Sonorités désertiques
Parlons du jeu des comédiens de doublage. Roger Carel en Astérix, c’est de la haute voltige. Il donne au petit Gaulois cette vivacité frondeuse et une intelligence malicieuse dans chaque intonation. Et que dire de Jacques Morel en Obélix. Sa bonhommie ronronne à chaque réplique, même quand il se plaint de ne jamais avoir droit à de la potion magique. Mention spéciale à Micheline Dax, impériale en Cléopâtre, avec un accent de diva et une autorité digne d’un pharaon. Les échanges sont vifs, les punchlines tombent comme les pyramides de Numérobis et le rythme ne faiblit jamais. C’est du théâtre radiophonique en technicolor. Côté musique, Gérard Calvi nous gratifie d’une bande-son à la fois décalée et mémorable. Qui pourrait oublier l’hilarant « Quand l'appétit va, tout va », chanté avec une conviction surréaliste par un chœur qui semble avoir trop mangé de sanglier ? Ou encore la majesté burlesque des thèmes égyptiens, qui pastichent avec amour les épopées hollywoodiennes. Chaque note vient souligner le gag, amplifier l’absurde et accompagner la baffe ou la fuite d’un légionnaire.

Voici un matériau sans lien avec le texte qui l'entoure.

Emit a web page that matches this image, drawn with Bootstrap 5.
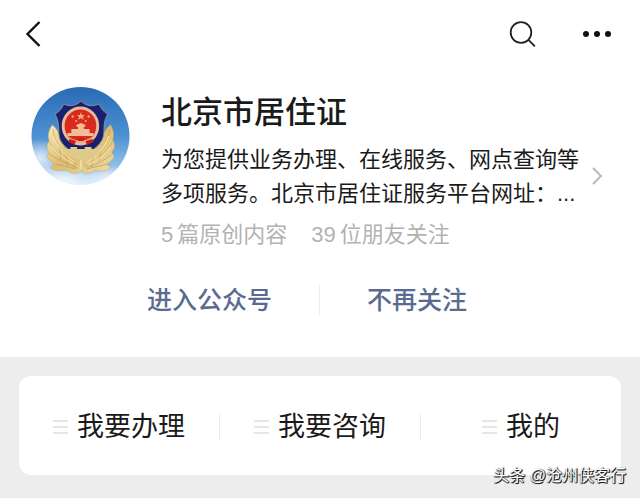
<!DOCTYPE html>
<html lang="zh-CN">
<head>
<meta charset="utf-8">
<meta name="viewport" content="width=device-width, initial-scale=1">
<title>北京市居住证</title>
<link href="https://cdn.jsdelivr.net/npm/bootstrap@5.3.0/dist/css/bootstrap.min.css" rel="stylesheet">
<style>
body{font-family:"Liberation Sans","Noto Sans CJK SC",sans-serif;background:#ededed;color:#1a1a1a}
.btn{--bs-btn-border-width:0px;--bs-btn-padding-x:0px;--bs-btn-padding-y:0px}
.btn svg,.avatar svg{display:block}
.topbar{height:68px;padding:0 28px 0 24px}
.tools{gap:46px}
.profile{padding:18px 36px 0 30px;gap:31px}
.avatar{width:100px}
.profile h1{font-size:31px;line-height:38px;font-weight:500;margin:8px 0 11px}
.intro{font-size:22px;line-height:34px;margin:0}
.stats{font-size:22px;line-height:34px;gap:24px;color:#b2b2b2;margin-top:7px}
.stats b{font-weight:400;margin-right:4px}
.more{margin:15px 0 0 12px}
.actions{padding:28px 26px 37px 0}
.actions .btn{font-size:25px;line-height:40px;padding:0 47px;font-weight:500;color:#5a6b8f}
.rule{width:1px;height:30px;background:#ebebeb}
.menu-area{padding:19px 19px 23px}
.menu-card{height:99px;border-radius:12px;padding-top:2px}
.menu-card .btn{font-size:27px;line-height:40px;gap:9px;color:#1a1a1a}
.menu-card .rule{height:27px}
.credit{right:14px;bottom:10px;font-size:16px;line-height:24px;color:#fff;text-shadow:1px 1px 0 #222,1px 0 1px #333,0 1px 1px #333}
</style>
<script src="https://cdn.jsdelivr.net/npm/bootstrap@5.3.0/dist/js/bootstrap.bundle.min.js"></script>
</head>
<body>
<div class="position-relative">
<header class="bg-white">
  <nav class="topbar d-flex justify-content-between align-items-center">
    <button class="btn" type="button" aria-label="返回"><svg width="20" height="28" viewBox="0 0 20 28" fill="none" stroke="#111" stroke-width="2.4"><path d="M15.500 2 3.500 14l12 12"/></svg></button>
    <div class="tools d-flex align-items-center">
      <button class="btn" type="button" aria-label="搜索"><svg width="28" height="28" viewBox="0 0 28 28" fill="none" stroke="#222" stroke-width="1.800"><circle cx="13" cy="12.500" r="10.300"/><path d="m20.200 19.700 6.700 6.700"/></svg></button>
      <button class="btn" type="button" aria-label="更多"><svg width="30" height="8" viewBox="0 0 30 8" fill="#111"><circle cx="4" cy="4" r="3"/><circle cx="15" cy="4" r="3"/><circle cx="26" cy="4" r="3"/></svg></button>
    </div>
  </nav>
  <section class="profile d-flex align-items-start">
    <div class="avatar flex-shrink-0">
      <svg width="101" height="100" viewBox="0 0 101 100" role="img" aria-label="警徽">
        <defs>
          <linearGradient id="sky" x1="0" y1="0" x2="0" y2="1"><stop offset="0" stop-color="#286bb5"/><stop offset=".5" stop-color="#4d91d2"/><stop offset=".8" stop-color="#91bfe7"/><stop offset="1" stop-color="#d8eafa"/></linearGradient>
          <linearGradient id="gold" x1="0" y1="0" x2="1" y2="1"><stop offset="0" stop-color="#f6eabb"/><stop offset=".5" stop-color="#dcbd72"/><stop offset="1" stop-color="#eedfaa"/></linearGradient>
          <radialGradient id="cloud"><stop offset="0" stop-color="#fff" stop-opacity=".75"/><stop offset="1" stop-color="#fff" stop-opacity="0"/></radialGradient>
          <clipPath id="disc"><circle cx="50.500" cy="50" r="49"/></clipPath>
        </defs>
        <g clip-path="url(#disc)">
          <path fill="url(#sky)" d="M0 0h101v100H0z"/>
          <ellipse cx="10" cy="72" rx="21" ry="19" fill="url(#cloud)"/>
          <ellipse cx="32" cy="94" rx="36" ry="16" fill="url(#cloud)"/>
          <ellipse cx="80" cy="93" rx="28" ry="13" fill="url(#cloud)"/>
        </g>
        <g transform="translate(1 3) scale(.96 1)">
        <path fill="url(#gold)" stroke="#c9a45a" stroke-width=".5" d="M22 36c-4 6-5 11-3 16-3 3-3 8 0 12l-2 3c0 3 3 5 7 8l-4 4c4 3 11 3 18 2 4 5 11 4 14 1 4 3 10 4 14-1 6 2 13 1 17-2l-4-4c5-3 8-6 7-9l-2-3c4-4 4-8 1-12 2-5 1-10-2-15-5 3-8 9-9 15L63 64H40L30 51c0-6-3-12-8-15z"/>
        <path fill="none" stroke="#b08a45" stroke-width=".5" d="M23 40c1 13 8 23 25 36M19 53c6 10 15 17 28 25M19 65c9 5 18 10 29 14M82 40c-2 14-12 26-27 37M85 53c-6 10-17 19-28 25M85 65c-8 6-18 11-27 14M25 75l22 5M80 75l-22 5M30 58l1 13M37 63l1 15M73 58l-2 14M65 65l-2 13"/>
        <path fill="none" stroke="#fff0ba" stroke-width="1" d="M23 47c5 12 12 19 22 26M21 57c6 8 14 13 23 18M81 47c-5 13-13 20-23 27M83 58c-7 9-14 13-23 18M52 66v14"/>
        <path fill="#18206f" stroke="#a99a86" stroke-width=".8" d="M52 12c-5 5-12 6-18 3-2 5-5 8-9 10 4 7 4 13 4 19 0 11 10 18 23 22 14-4 24-12 24-23 0-6 0-12 4-18-4-2-7-5-9-10-7 3-14 2-19-3z"/>
        <path fill="#e0ca88" d="M29 58h6v2h6v-2h7v2h8v-2h7v2h6v-2h6l-7 8-16 5-15-4z"/>
        <circle cx="51.500" cy="37" r="18" fill="#d72a21" stroke="#e9bb9a" stroke-width="3"/>
        <path fill="#f4ae6c" d="m52 23 1 3h3l-2 2 1 3-3-2-3 2 1-3-2-2h3z"/>
        <g fill="#f2ad65"><circle cx="43.500" cy="27.500" r="1.200"/><circle cx="60" cy="27.500" r="1.200"/><circle cx="47" cy="32" r="1.100"/><circle cx="57" cy="32" r="1.100"/></g>
        <path fill="#f1bd98" d="m47 36 5-2 5 2-1 2h-1v2h6v4h4v3H38v-3h4v-4h7v-2h-1z"/>
        <path fill="none" stroke="#ecb080" stroke-width="2" d="M37 47c5 6 9 4 14 6 5-2 10 0 15-6M42 53h19"/>
        <path fill="#c91c1e" d="m40 50 7 2-2 4-6-3zm24 0-7 2 1 4 7-3zM49 49h6v3h-6z"/>
        </g>
      </svg>
    </div>
    <div class="flex-grow-1">
      <h1>北京市居住证</h1>
      <div class="d-flex align-items-start">
        <p class="intro flex-grow-1">为您提供业务办理、在线服务、网点查询等<br>多项服务。北京市居住证服务平台网址：...</p>
        <a class="more" href="#" aria-label="查看详情"><svg class="d-block" width="12" height="36" viewBox="0 0 12 36" fill="none" stroke="#b8b8b8" stroke-width="2"><path d="m1 10 8 8-8 8"/></svg></a>
      </div>
      <div class="stats d-flex"><span><b>5</b>篇原创内容</span><span><b>39</b>位朋友关注</span></div>
    </div>
  </section>
  <div class="actions d-flex justify-content-center align-items-center">
    <button class="btn" type="button">进入公众号</button>
    <span class="rule"></span>
    <button class="btn" type="button">不再关注</button>
  </div>
</header>
<main class="menu-area">
  <div class="menu-card bg-white d-flex align-items-center">
    <button class="btn d-flex justify-content-center align-items-center flex-fill w-100" type="button"><svg width="15" height="16" viewBox="0 0 15 16" stroke="#dedede" stroke-width="1.600"><path d="M0 2h15M0 8h15M0 14h15"/></svg>我要办理</button>
    <span class="rule flex-shrink-0"></span>
    <button class="btn d-flex justify-content-center align-items-center flex-fill w-100" type="button"><svg width="15" height="16" viewBox="0 0 15 16" stroke="#dedede" stroke-width="1.600"><path d="M0 2h15M0 8h15M0 14h15"/></svg>我要咨询</button>
    <span class="rule flex-shrink-0"></span>
    <button class="btn d-flex justify-content-center align-items-center flex-fill w-100" type="button"><svg width="15" height="16" viewBox="0 0 15 16" stroke="#dedede" stroke-width="1.600"><path d="M0 2h15M0 8h15M0 14h15"/></svg>我的</button>
  </div>
</main>
<div class="credit position-absolute">头条 @沧州侠客行</div>
</div>
</body>
</html>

C’est musicalement fin, mais toujours drôle. On peut parler des bruitages. Les coups de poing qui font « bwing », les chocs qui sonnent comme des casseroles et les sables mouvants qui glougloutent comme une soupe trop épaisse : tout participe à créer un univers sonore cohérent, jubilatoire et résolument cartoon. Ce n’est pas réaliste, c’est mieux que ça : c’est drôle, expressif et inventif.
Conclusion
Astérix et Cléopâtre est tout de même un film sympathique avec un architecte qui se fait mordre par un crocodile dans la bonne humeur et des répliques prononcées avec un grand sérieux qui rendent le film drôle. C’est un film attachant, généreux et rigolo, mais inégal, parfois désœuvré. Il manque de l’énergie constante d’un marathonien, mais il a la fantaisie d’un déjeuner entre druides. C’est un classique imparfait, un monument bancal mais souriant, un sphinx qui louche mais qui fait rire. Bref, un film à voir au moins une fois, de préférence avec un petit sanglier rôti à portée de main.